(Lines of data)
<<<<

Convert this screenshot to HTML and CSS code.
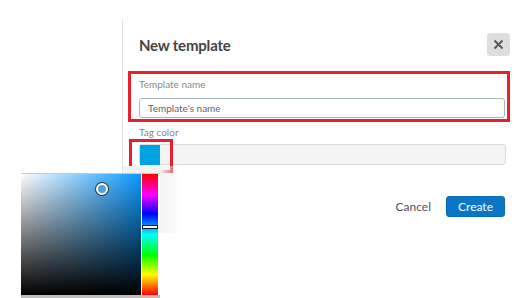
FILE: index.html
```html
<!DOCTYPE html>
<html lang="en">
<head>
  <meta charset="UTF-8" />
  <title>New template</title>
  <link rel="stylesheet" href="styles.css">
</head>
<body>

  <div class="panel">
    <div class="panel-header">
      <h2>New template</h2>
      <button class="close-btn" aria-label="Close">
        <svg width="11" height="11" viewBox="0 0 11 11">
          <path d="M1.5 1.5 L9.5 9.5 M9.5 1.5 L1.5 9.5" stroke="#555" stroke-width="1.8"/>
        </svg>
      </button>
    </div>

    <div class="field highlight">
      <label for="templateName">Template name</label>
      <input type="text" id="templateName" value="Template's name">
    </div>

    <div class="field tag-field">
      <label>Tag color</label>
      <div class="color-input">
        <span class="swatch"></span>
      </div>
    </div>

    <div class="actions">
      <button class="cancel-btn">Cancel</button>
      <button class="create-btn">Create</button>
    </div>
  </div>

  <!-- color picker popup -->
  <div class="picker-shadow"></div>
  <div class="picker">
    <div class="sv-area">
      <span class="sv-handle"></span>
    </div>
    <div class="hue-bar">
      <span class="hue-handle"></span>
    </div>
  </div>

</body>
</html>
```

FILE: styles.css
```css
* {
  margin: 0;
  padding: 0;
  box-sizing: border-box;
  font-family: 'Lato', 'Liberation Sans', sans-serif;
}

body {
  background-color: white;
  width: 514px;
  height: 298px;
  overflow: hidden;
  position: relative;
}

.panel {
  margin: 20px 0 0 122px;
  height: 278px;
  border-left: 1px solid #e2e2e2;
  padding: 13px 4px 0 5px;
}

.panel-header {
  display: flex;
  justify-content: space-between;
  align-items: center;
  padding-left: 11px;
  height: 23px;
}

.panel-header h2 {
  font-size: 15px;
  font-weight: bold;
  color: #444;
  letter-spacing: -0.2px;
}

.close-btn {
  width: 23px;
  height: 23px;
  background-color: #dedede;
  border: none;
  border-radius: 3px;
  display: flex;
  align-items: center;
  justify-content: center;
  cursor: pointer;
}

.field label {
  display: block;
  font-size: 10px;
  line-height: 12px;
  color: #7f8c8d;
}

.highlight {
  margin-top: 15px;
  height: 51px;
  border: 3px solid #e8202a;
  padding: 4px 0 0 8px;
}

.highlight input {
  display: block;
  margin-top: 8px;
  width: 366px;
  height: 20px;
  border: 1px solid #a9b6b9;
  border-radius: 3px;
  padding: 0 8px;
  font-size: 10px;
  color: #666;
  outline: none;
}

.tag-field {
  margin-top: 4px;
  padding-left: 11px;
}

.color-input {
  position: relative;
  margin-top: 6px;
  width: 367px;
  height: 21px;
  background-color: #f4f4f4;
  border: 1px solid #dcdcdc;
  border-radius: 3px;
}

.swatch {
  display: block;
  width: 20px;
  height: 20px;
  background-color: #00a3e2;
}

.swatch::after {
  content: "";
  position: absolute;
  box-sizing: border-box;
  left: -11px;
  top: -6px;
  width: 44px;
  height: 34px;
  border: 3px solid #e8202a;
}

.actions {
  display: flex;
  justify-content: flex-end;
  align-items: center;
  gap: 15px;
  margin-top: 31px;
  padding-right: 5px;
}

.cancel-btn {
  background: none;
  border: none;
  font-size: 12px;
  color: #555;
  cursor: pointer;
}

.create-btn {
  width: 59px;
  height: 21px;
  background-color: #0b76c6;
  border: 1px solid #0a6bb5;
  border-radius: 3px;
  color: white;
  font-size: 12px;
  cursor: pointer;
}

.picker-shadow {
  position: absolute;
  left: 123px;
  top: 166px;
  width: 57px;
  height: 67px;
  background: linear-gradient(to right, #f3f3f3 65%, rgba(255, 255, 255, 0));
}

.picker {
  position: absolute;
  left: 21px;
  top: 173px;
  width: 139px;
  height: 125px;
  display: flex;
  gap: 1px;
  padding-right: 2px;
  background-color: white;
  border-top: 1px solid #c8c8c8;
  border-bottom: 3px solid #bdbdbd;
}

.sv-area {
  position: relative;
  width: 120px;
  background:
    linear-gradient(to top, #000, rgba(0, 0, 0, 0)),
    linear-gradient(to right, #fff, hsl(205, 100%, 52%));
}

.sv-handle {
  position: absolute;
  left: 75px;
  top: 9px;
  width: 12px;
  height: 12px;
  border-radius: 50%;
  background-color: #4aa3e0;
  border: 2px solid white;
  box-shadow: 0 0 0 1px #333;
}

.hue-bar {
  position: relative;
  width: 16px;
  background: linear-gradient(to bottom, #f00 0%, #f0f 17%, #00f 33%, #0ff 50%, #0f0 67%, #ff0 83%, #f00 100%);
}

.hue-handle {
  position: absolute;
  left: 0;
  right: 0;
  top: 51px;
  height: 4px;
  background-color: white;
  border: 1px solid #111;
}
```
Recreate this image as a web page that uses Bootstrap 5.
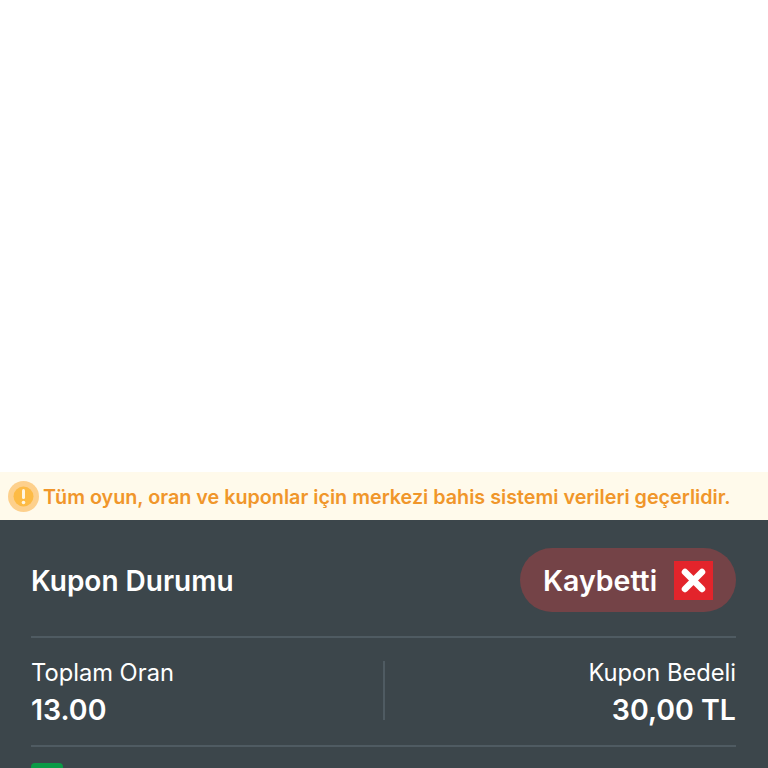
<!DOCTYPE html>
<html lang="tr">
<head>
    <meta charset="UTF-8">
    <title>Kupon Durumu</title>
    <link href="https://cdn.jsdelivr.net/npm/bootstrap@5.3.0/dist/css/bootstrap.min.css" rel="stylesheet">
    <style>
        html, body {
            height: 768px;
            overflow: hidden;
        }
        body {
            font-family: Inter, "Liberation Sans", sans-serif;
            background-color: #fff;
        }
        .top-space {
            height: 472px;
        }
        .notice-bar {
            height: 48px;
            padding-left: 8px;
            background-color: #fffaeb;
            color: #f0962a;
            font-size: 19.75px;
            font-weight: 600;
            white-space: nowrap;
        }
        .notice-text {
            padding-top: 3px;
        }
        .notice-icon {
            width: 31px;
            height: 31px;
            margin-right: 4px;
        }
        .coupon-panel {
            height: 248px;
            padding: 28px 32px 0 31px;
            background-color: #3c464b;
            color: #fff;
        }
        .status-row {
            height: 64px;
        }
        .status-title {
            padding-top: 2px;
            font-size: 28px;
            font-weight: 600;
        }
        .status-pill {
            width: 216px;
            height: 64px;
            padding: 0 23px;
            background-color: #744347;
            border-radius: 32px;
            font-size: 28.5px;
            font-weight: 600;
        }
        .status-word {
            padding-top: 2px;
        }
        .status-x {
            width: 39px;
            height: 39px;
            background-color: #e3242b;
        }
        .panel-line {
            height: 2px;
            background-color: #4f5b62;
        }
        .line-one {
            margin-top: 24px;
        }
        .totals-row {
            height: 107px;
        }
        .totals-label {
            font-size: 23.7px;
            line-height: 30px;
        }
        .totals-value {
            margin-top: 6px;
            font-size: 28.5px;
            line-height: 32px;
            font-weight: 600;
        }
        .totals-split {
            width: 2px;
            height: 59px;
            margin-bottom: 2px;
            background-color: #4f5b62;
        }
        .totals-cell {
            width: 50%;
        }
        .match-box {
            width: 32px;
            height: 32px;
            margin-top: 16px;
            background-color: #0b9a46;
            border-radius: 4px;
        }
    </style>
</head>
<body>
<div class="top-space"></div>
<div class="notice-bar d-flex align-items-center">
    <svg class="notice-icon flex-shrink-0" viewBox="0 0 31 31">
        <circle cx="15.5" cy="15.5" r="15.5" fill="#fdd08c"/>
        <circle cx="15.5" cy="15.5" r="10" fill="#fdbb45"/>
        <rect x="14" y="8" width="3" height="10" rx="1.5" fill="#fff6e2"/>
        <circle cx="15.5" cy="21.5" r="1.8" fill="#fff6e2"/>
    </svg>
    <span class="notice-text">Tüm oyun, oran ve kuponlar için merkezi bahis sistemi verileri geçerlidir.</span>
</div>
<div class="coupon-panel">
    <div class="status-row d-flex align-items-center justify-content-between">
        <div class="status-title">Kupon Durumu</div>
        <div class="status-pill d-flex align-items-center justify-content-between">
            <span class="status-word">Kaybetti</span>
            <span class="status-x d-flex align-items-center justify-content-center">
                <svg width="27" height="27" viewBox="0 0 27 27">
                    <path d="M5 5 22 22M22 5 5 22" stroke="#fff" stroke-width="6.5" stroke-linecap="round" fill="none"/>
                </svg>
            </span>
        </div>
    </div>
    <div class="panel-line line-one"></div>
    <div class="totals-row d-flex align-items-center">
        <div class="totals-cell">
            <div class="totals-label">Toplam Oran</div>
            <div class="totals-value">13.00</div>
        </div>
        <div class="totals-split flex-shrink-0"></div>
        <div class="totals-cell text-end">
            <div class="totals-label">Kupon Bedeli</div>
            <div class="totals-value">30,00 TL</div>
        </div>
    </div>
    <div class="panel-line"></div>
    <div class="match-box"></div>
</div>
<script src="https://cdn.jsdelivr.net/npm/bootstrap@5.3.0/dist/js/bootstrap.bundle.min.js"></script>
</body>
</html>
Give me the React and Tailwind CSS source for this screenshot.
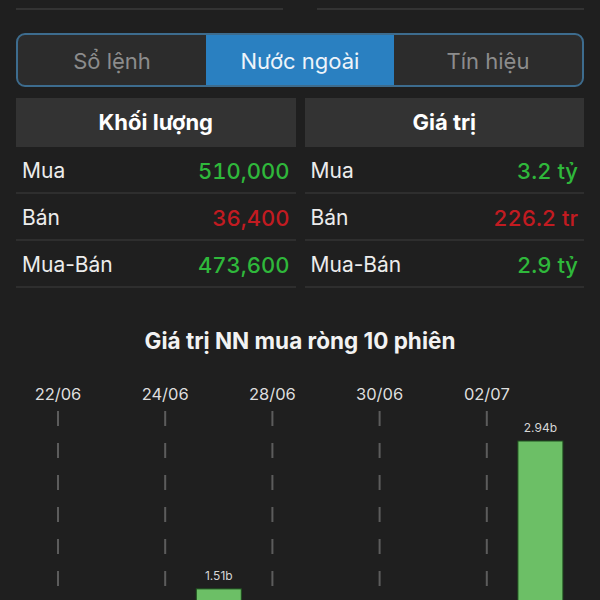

>>>>

Give only the number of lines in the material above where the string "this" appears.

3